The Kenneth Walker III injury was bad enough but not having Travis Homer really was huge within the context of this game. I suspect Seattle will be dipping into its practice squad or looking at street free agents because this depth at RB has collapsed in 2019-esque fashion.

Final Notes

  • DeeJay Dallas really gutted one out playing on an injured foot. Kenneth Walker’s possible absence figures to be huge, as unlike the others on the depth chart he’s more capable of making something out of nothing.
  • Jordyn Brooks picked up his first sack on the season, while Cody Barton had the game-ending interception as Wolford flung the ball nowhere near a Rams target.
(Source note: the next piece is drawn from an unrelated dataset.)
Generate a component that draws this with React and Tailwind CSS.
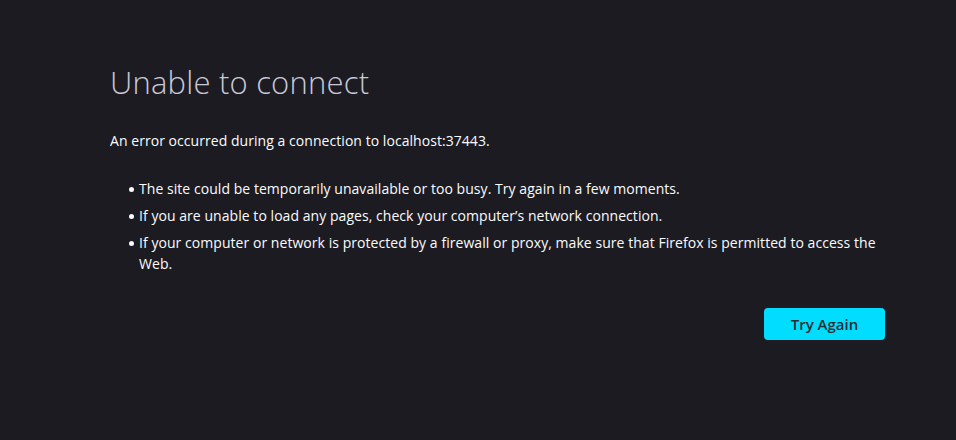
import React from 'react';

const items = [
    "The site could be temporarily unavailable or too busy. Try again in a few moments.",
    "If you are unable to load any pages, check your computer\u2019s network connection.",
    "If your computer or network is protected by a firewall or proxy, make sure that Firefox is permitted to access the Web.",
];

export default function App() {
    return (
        <div className="min-h-[440px] w-full bg-[#1c1b22] text-[#fbfbfe] font-['Open_Sans',sans-serif]">
            <div className="ml-[110px] w-[776px] pt-[62px]">
                {/* Title */}
                <h1 className="text-[31px] font-light leading-[40px] text-[#c8c9d6] tracking-[0.2px]">Unable to connect</h1>

                <p className="mt-[28px] text-[14px] leading-[21px] tracking-[0.05px]">
                    An error occurred during a connection to localhost:37443.
                </p>

                {/* Suggestions */}
                <ul className="mt-[27px] ml-[29px] space-y-[6px] text-[14px] leading-[21px] tracking-[0.05px]">
                    {items.map((text, i) => (
                        <li key={i} className="relative">
                            <span className="absolute left-[-10px] top-[9px] w-[5px] h-[5px] rounded-full bg-[#fbfbfe]" />
                            {text}
                        </li>
                    ))}
                </ul>

                <div className="mt-[34px] flex justify-end pr-[1px]">
                    <button className="w-[121px] h-[32px] rounded-[4px] bg-[#00ddff] text-[#2b2a33] text-[15px] font-semibold">
                        Try Again
                    </button>
                </div>
            </div>
        </div>
    );
}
I don’t have any strong assessments on either man’s overall performance but I would love to see Brooks sent on blitzes more.
  • Like I said, this was not a very good performance. The flu outbreak I feel can provide some cover but the turnovers, busted assignments, and other miscues have been a season-long problem. Such is life with a young team lacking too many established great players. But at 7-5 the Seahawks are in the postseason as things stand and that’s a lot better than what this season could’ve been. A playoff berth AND a potential top-3 draft pick is not what any of us envisioned and yet it may materialize.
  • Carolina might be 4-8 but they are still reasonably in the NFC South race and their rushing attack spearheaded by D’Onta Foreman has shown itself to be formidable. I’m not taking this game lightly and with the way the Seahawks have handled the “soft” part of the schedule this could very easily turn into another upset. Let’s see if the Seahawks can maximize having four of their final five games at Lumen Field. If they can, they might just win the NFC West and at least make the playoffs. If not… well two picks in the top-20 is still great!